When Andrew Jackson became the leader of the Tennessee militia and was ordered to march his men to New Orleans to face the British, he told his subordinate officers that they could not just order the men around, they had to earn their respect. It was well known that the soldiers from Tennessee were hard to manage. Once a group of Tennessee soldiers said their original enlistment time was up and they were going home. Jackson knew he would need every available man to repel the British, so as they prepared to leave camp, Jackson’s subordinate ordered them not to leave, but the men just kept packing up like they didn’t even hear him. As the men walked up the road toward home, Jackson casually rode his horse up in front of them pulled out both his pistols and promised to shoot the first man to take another step toward home. The soldiers went back to camp. As they continued their march toward New Orleans, some of the men were sick, so Jackson ordered that all officers who had horses would walk while sick men rode their horses, no matter their rank. The men needed see that Jackson was tough but fair for him to earn their respect so they would allow him to lead them.

Later during the Great Depression, the federal government (to bring clean water, sewer services, sanitation, flood control, and jobs to the region) began the Tennessee Valley Authority. As they tried to persuade people to move from beside the creek and riverbeds which would soon be flooded and covered with expansive lakes, the suit-wearing, badge-displaying, paper-toting bureaucrats were ushered out of most hollows at the point of shotgun. Before long, the politicians and bureaucrats realized that it would be much easier to hire respected locals who could speak with their neighbors about the advantages of moving out of the way of the soon rising water. Mountaineers didn’t want someone with a college degree, government positions, or shiny badge to tell them what was best, but they would listen to a respected member of the community.

The only reason residents from Peoples’ own community would show up to watch him lift was not because he was given the title of the strongest man in the world or won a state championship. The only motivation for the community to show up to support Peoples was because they respected him. If his friends and neighbors didn’t look up to him as a man, there was no amount of advertising, carnival barking, begging, or cajoling that would get them to show up and scream their lungs out.

The reason people would show up to see Bob Peoples compete in a sport that, to be honest, many of them knew very little about, was because he was so respected. He had done well when he attended high school (one of the few boys who did finish high school in those days, especially the son of a farmer). He attended ETSU although he did not graduate. He was a dedicated worker and eventually a supervisor at the Rayon mill. He cared about his family and helped his parents work their own farm. His wife was a special needs teacher in the community. He was a faithful member of his church. And when World War II came around, he told his wife that he had to go. He always felt that as a respected member of the community and a person who was considered the strongest in the area that it was his duty to his community. It was all these reasons that the people of this community loved and respected him. In fact, every person I have spoken with that knew him personally never referred to him as Bob.
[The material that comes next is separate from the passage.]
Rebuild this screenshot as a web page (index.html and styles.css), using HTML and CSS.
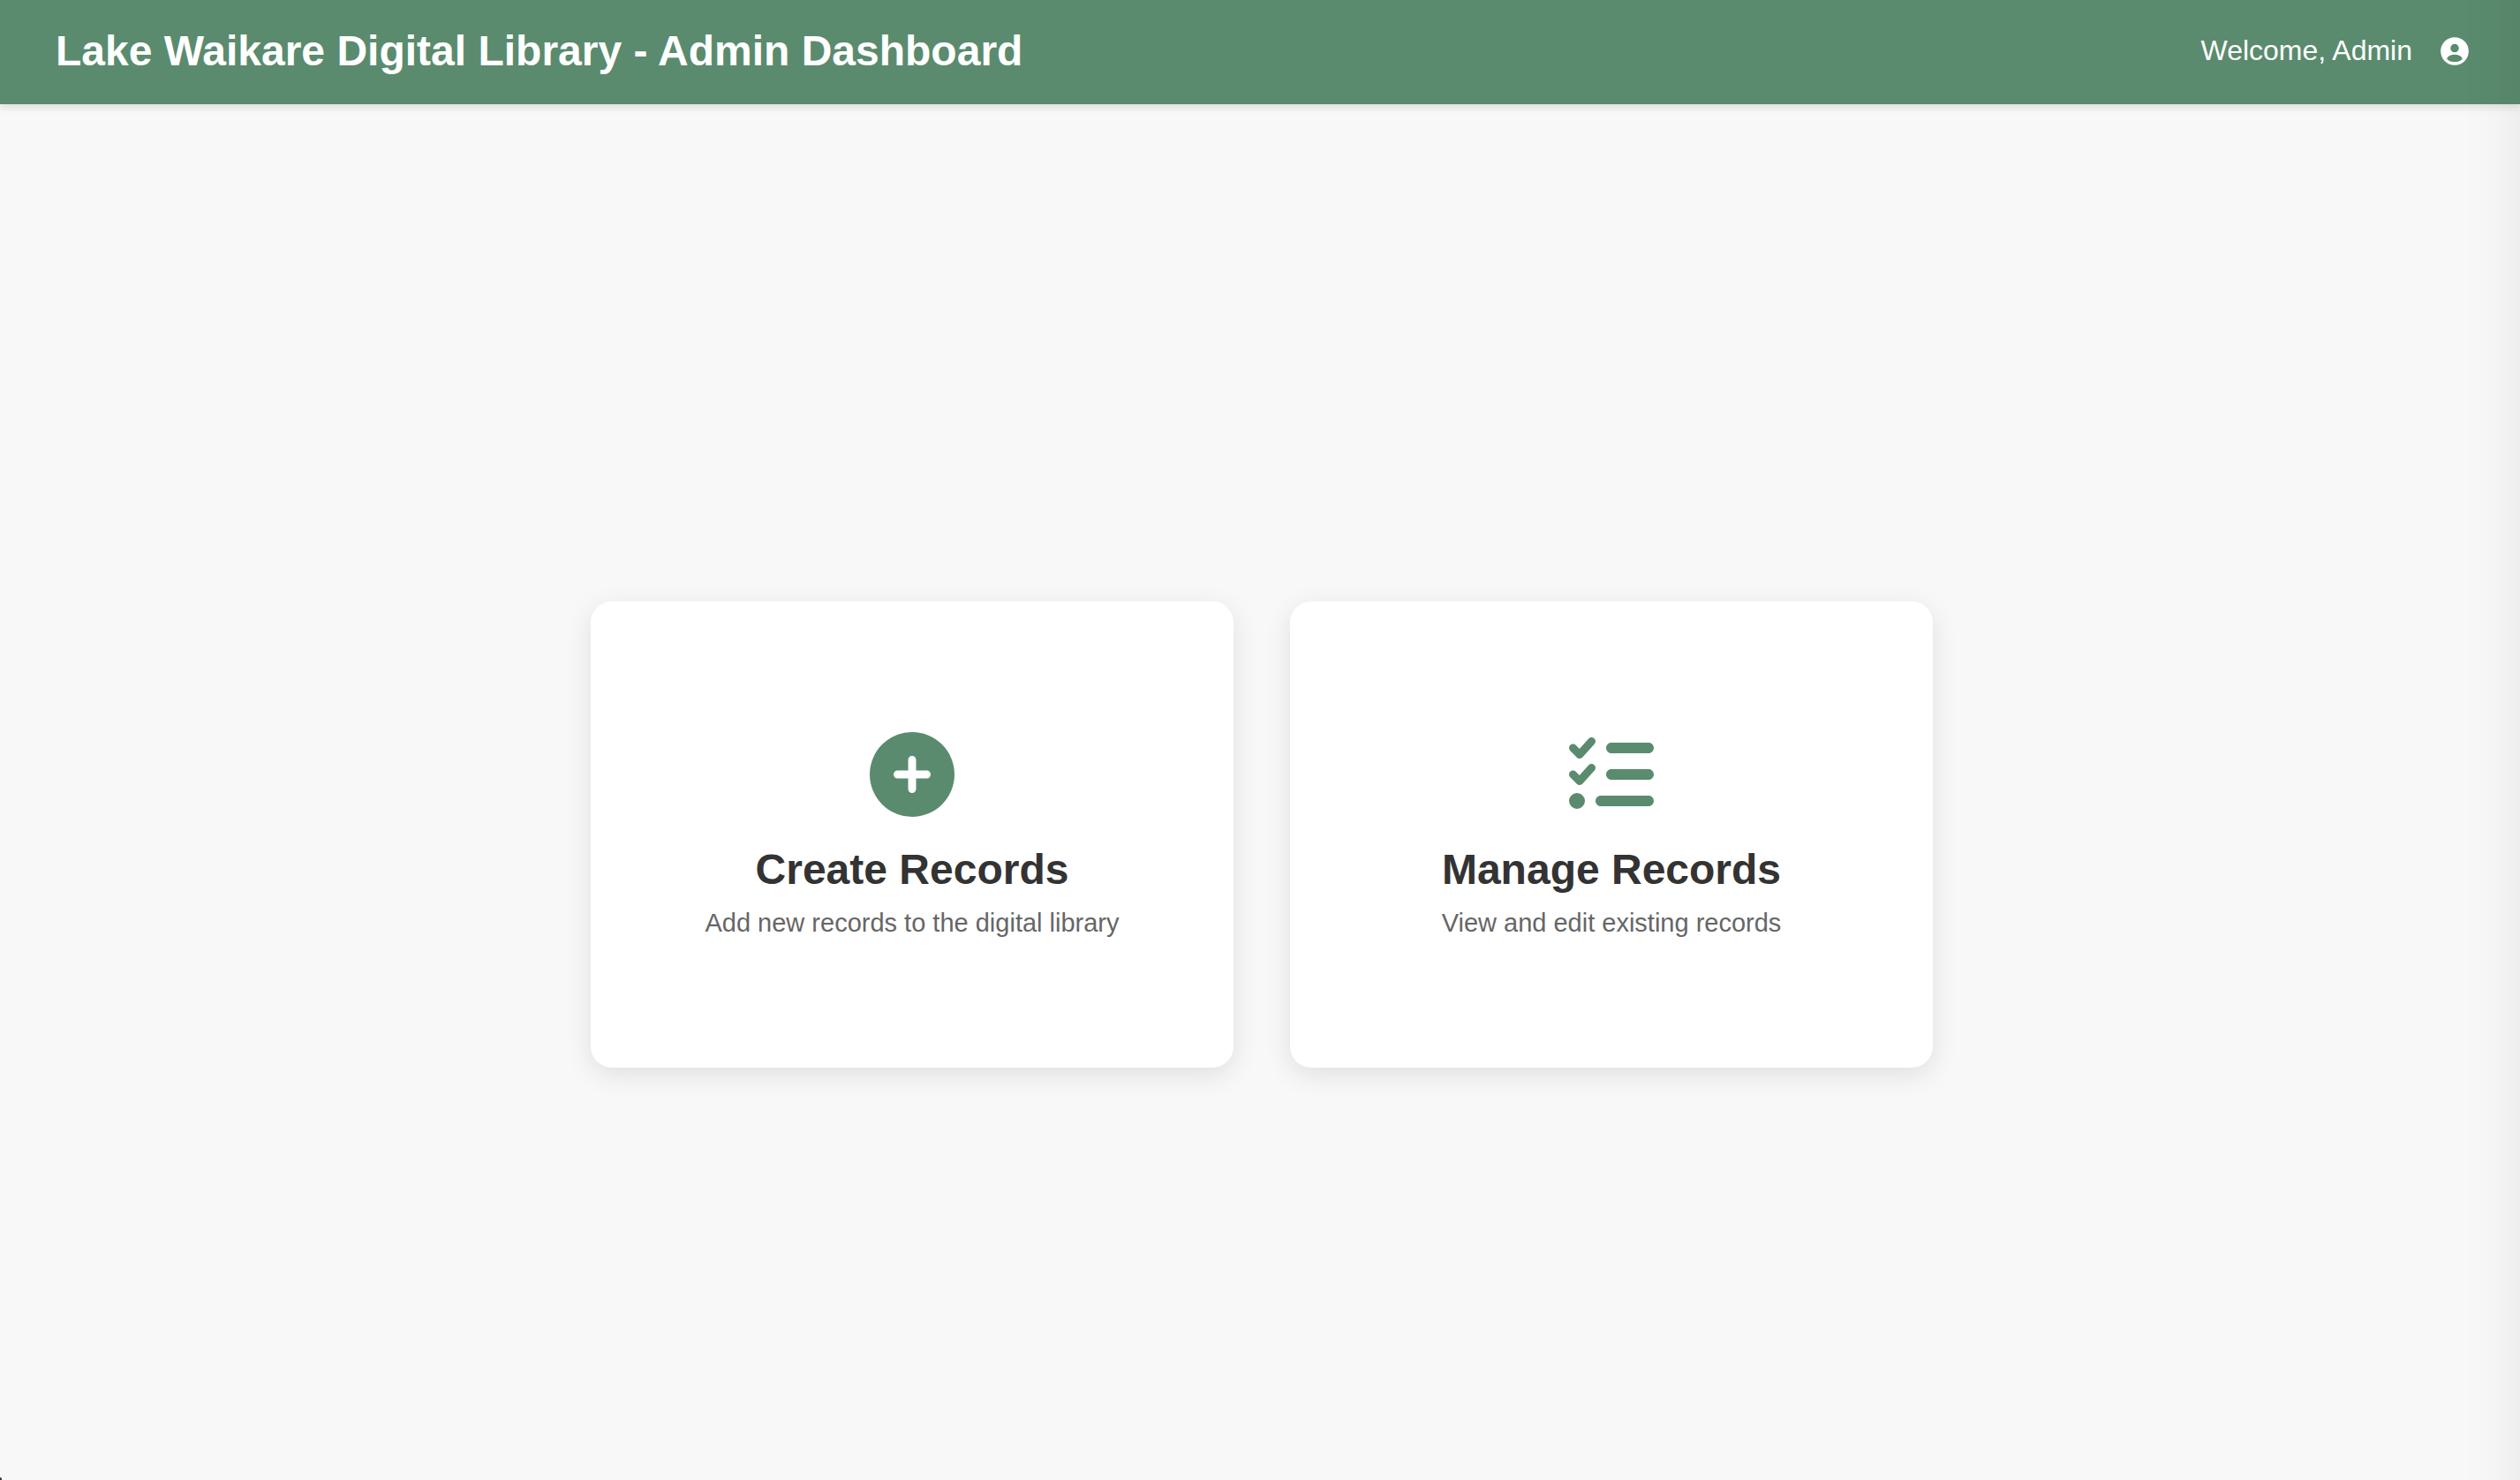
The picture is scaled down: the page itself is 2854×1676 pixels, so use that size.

Every one of them, even his wife, referred to him as “Mr. Peoples”.

A local charity was doing an important work, and they needed money to help young people in the area, so they wanted to see every seat filled. They could bring in bigger names, more famous people, and brighter stars from outside of the area, but in the foothills of the Appalachians settled by the Scots-Irish, no one was going to bring out the locals from the farms, fields, and hollows like a hometown hero like Bob Peoples. This is why he got the call to compete for the first and only time locally. They knew only one man could help all those children.